# YOUR GOAL
Report the count of lines below in which the string "this" occurs; include nothing else.

# AVAILABLE DATA
↓↓↓
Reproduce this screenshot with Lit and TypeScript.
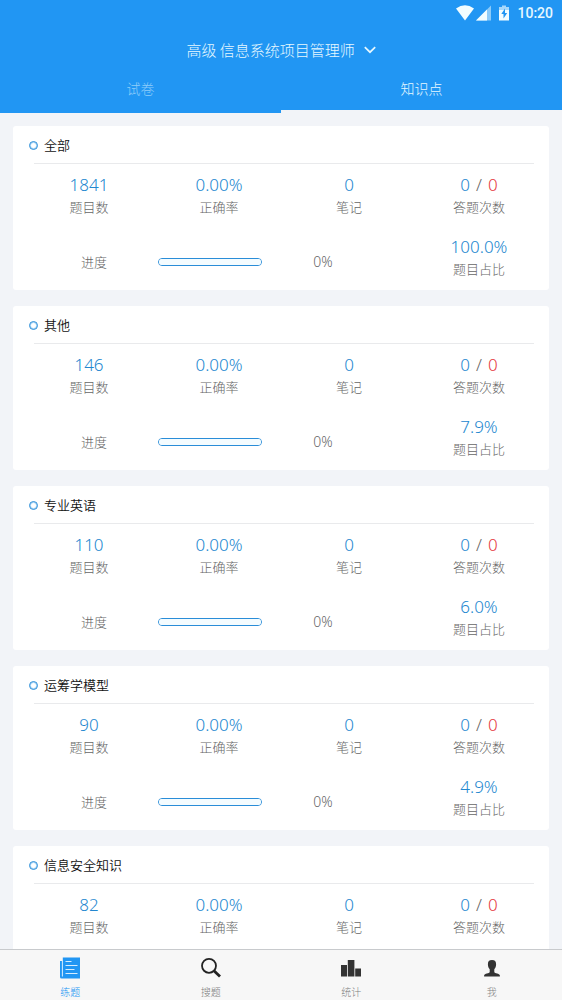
import { LitElement, html, css, svg } from "lit";
import { customElement, property, state } from "lit/decorators.js";
import { classMap } from "lit/directives/class-map.js";

interface Topic {
  name: string;
  count: number;
  share: string;
}

const TOPICS: Topic[] = [
  { name: "全部", count: 1841, share: "100.0%" },
  { name: "其他", count: 146, share: "7.9%" },
  { name: "专业英语", count: 110, share: "6.0%" },
  { name: "运筹学模型", count: 90, share: "4.9%" },
  { name: "信息安全知识", count: 82, share: "4.5%" },
];

@customElement("topic-card")
export class TopicCard extends LitElement {
  @property({ attribute: false }) topic!: Topic;

  static styles = css`
    :host {
      display: block;
      box-sizing: border-box;
      padding: 8px 5px 10px 11px;
      border-radius: 3px;
      background: #fff;
      color: #666;
    }
    .title {
      display: flex;
      align-items: center;
      gap: 6px;
      margin: 0 10px 0 5px;
      height: 22px;
      font-size: 13px;
      font-weight: 350;
      line-height: 22px;
      color: #111;
    }
    .ring {
      flex: none;
      box-sizing: border-box;
      width: 9px;
      height: 9px;
      border: 1px solid #2a8dd8;
      border-radius: 50%;
      box-shadow: inset 0 0 0 1px #a5d3f5;
    }
    .rule {
      margin: 7px 10px 0;
      border: 0;
      border-top: 1px solid #e9eaec;
    }
    .row {
      display: grid;
      grid-template-columns: repeat(4, 1fr);
      align-items: center;
      padding-top: 10px;
    }
    .row + .row {
      padding-top: 18px;
    }
    .stat {
      display: flex;
      flex-direction: column;
      align-items: center;
    }
    .value {
      display: flex;
      gap: 6px;
      font-family: "Noto Sans", sans-serif;
      font-size: 17px;
      line-height: 22px;
      color: #2387cf;
    }
    .slash {
      color: #666;
    }
    .wrong {
      color: #e5383d;
    }
    .label {
      font-size: 13px;
      line-height: 22px;
    }
    .caption {
      padding: 8px 0 0 10px;
      font-size: 13px;
      line-height: 20px;
      text-align: center;
    }
    .track {
      display: block;
      box-sizing: border-box;
      appearance: none;
      width: 80%;
      height: 8px;
      margin: 8px 0 0 4px;
      border: 1px solid #2a8dd8;
      border-radius: 4px;
      background: #f4fcff;
      overflow: hidden;
    }
    .track::-webkit-progress-bar {
      background: #f4fcff;
    }
    .track::-webkit-progress-value {
      background: #2a8dd8;
    }
    .percent {
      width: 60%;
      padding-top: 8px;
      font-family: "Noto Sans", sans-serif;
      font-size: 14px;
      line-height: 20px;
      text-align: center;
    }
  `;

  private stat(value: unknown, label: string) {
    return html`<div class="stat">
      <span class="value">${value}</span><span class="label">${label}</span>
    </div>`;
  }

  render() {
    const t = this.topic;
    return html`
      <h2 class="title"><span class="ring"></span>${t.name}</h2>
      <hr class="rule" />
      <div class="row">
        ${this.stat(t.count, "题目数")} ${this.stat("0.00%", "正确率")} ${this.stat("0", "笔记")}
        ${this.stat(html`<span>0</span><span class="slash">/</span><span class="wrong">0</span>`, "答题次数")}
      </div>
      <div class="row">
        <label class="caption" for="done">进度</label>
        <progress class="track" id="done" max="100" value="0"></progress>
        <span class="percent">0%</span>
        ${this.stat(t.share, "题目占比")}
      </div>
    `;
  }
}

const NAV = [
  {
    label: "练题",
    icon: svg`<path fill="#2196f3" d="M2.8 .5H20V21.500H1.500Q0 21.500 0 20V4H2.800Z"/>
      <path stroke="#d6edff" stroke-width="1" fill="none" d="M2.400 3.500V19.500M5.500 4.500h6M5.500 8.500h12M5.500 12.500h9M5.500 16.500h12"/>`,
  },
  {
    label: "搜题",
    icon: svg`<circle cx="8" cy="8.800" r="7" fill="none" stroke="#222" stroke-width="1.800"/>
      <path d="M13.200 14L19 19.600" stroke="#222" stroke-width="2.800"/>`,
  },
  {
    label: "统计",
    icon: svg`<path fill="#333" d="M0 8h6v11.500H0zM6.800 3h6.600v16.500H6.800zM14.200 11.500H20v8h-5.800z"/>`,
  },
  {
    label: "我",
    icon: svg`<path fill="#333" d="M10 3c2.900 0 4.200 1.500 4.100 4.300 0 2.300-.7 3.800-1.800 4.900v3.100c.4 1.100 5.200 1.100 5.600 3.100v1.100H2.100v-1.100c.4-2 5.200-2 5.600-3.100v-3.100C6.600 11.100 5.900 9.600 5.900 7.300 5.800 4.500 7.100 3 10 3Z"/>`,
  },
];

@customElement("app-root")
export class AppRoot extends LitElement {
  @state() private tab = 1;
  @state() private page = 0;

  static styles = css`
    :host {
      display: flex;
      flex-direction: column;
      height: 100vh;
      background: #f2f4f8;
      font-family: "Noto Sans CJK SC", sans-serif;
      font-weight: 300;
    }
    .header {
      flex: none;
      background: #2196f3;
      color: #e6f8ff;
    }
    .status {
      display: flex;
      justify-content: flex-end;
      align-items: center;
      height: 26px;
      padding-right: 9px;
      font: 500 14px/26px Roboto, sans-serif;
    }
    .signals {
      width: 56px;
      height: 16px;
      margin-right: 5px;
    }
    .course {
      display: flex;
      justify-content: center;
      align-items: center;
      gap: 8px;
      height: 48px;
    }
    .picker {
      appearance: none;
      padding: 0;
      border: 0;
      background: transparent;
      color: inherit;
      font: inherit;
      font-size: 15px;
      line-height: 22px;
    }
    .chevron {
      width: 12px;
      height: 8px;
    }
    .tabs {
      display: flex;
    }
    .tab {
      flex: 1;
      height: 39px;
      padding: 0 0 8px;
      border: 0;
      border-bottom: 3px solid transparent;
      background: none;
      color: #90cdfa;
      font: inherit;
      font-size: 14px;
      line-height: 24px;
    }
    .tab.active {
      border-bottom-color: #f2f4f8;
      color: #e6f8ff;
    }
    .list {
      flex: 1;
      min-height: 0;
      display: flex;
      flex-direction: column;
      gap: 16px;
      padding: 13px 13px 16px;
      overflow-y: auto;
      scrollbar-width: none;
    }
    .card {
      flex: none;
    }
    .nav {
      flex: none;
      display: flex;
      border-top: 1px solid #c8cacd;
      background: #f7f7f7;
    }
    .item {
      flex: 1;
      display: flex;
      flex-direction: column;
      align-items: center;
      gap: 5px;
      padding: 7px 0 0;
      border: 0;
      background: none;
      color: #808080;
      font: inherit;
      font-size: 10px;
      line-height: 16px;
    }
    .item.active {
      color: #2196f3;
    }
    .icon {
      width: 20px;
      height: 22px;
    }
  `;

  render() {
    return html`
      <header class="header">
        <div class="status">
          <svg class="signals" viewBox="0 0 56 16" aria-hidden="true">
            <path fill="#f2fdff" d="M0 3.600Q9-3 18 3.600L9 15.500Z" />
            <path fill="#8ccbf9" d="M35 .5V15.500H20Z" />
            <path fill="#f2fdff" d="M31 4.500V15.500H20Z" />
            <path fill="#a6d8fb" d="M46 .5h4v1.500h3v4H43V2h3z" />
            <path fill="#f2fdff" d="M43 5h10v10.500H43z" />
            <path fill="#2196f3" d="M49 3.500L45.300 9h2.200v4.500L51.200 8H49z" />
          </svg>
          <span>10:20</span>
        </div>
        <div class="course">
          <select class="picker" aria-label="考试科目">
            <option>高级 信息系统项目管理师</option>
          </select>
          <svg class="chevron" viewBox="0 0 12 8" aria-hidden="true">
            <path d="M.8 1.200L6 6.200L11.200 1.200" fill="none" stroke="#e6f8ff" stroke-width="1.700" />
          </svg>
        </div>
        <div class="tabs" role="tablist">
          ${["试卷", "知识点"].map(
            (name, i) => html`<button
              class=${classMap({ tab: true, active: this.tab === i })}
              role="tab"
              aria-selected=${this.tab === i}
              @click=${() => (this.tab = i)}
            >${name}</button>`
          )}
        </div>
      </header>
      <main class="list">
        ${TOPICS.map((t) => html`<topic-card class="card" .topic=${t}></topic-card>`)}
      </main>
      <nav class="nav">
        ${NAV.map(
          (n, i) => html`<button
            class=${classMap({ item: true, active: this.page === i })}
            @click=${() => (this.page = i)}
          ><svg class="icon" viewBox="0 0 20 22" aria-hidden="true">${n.icon}</svg>${n.label}</button>`
        )}
      </nav>
    `;
  }
}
↑↑↑
# SOLVED PROBLEM
10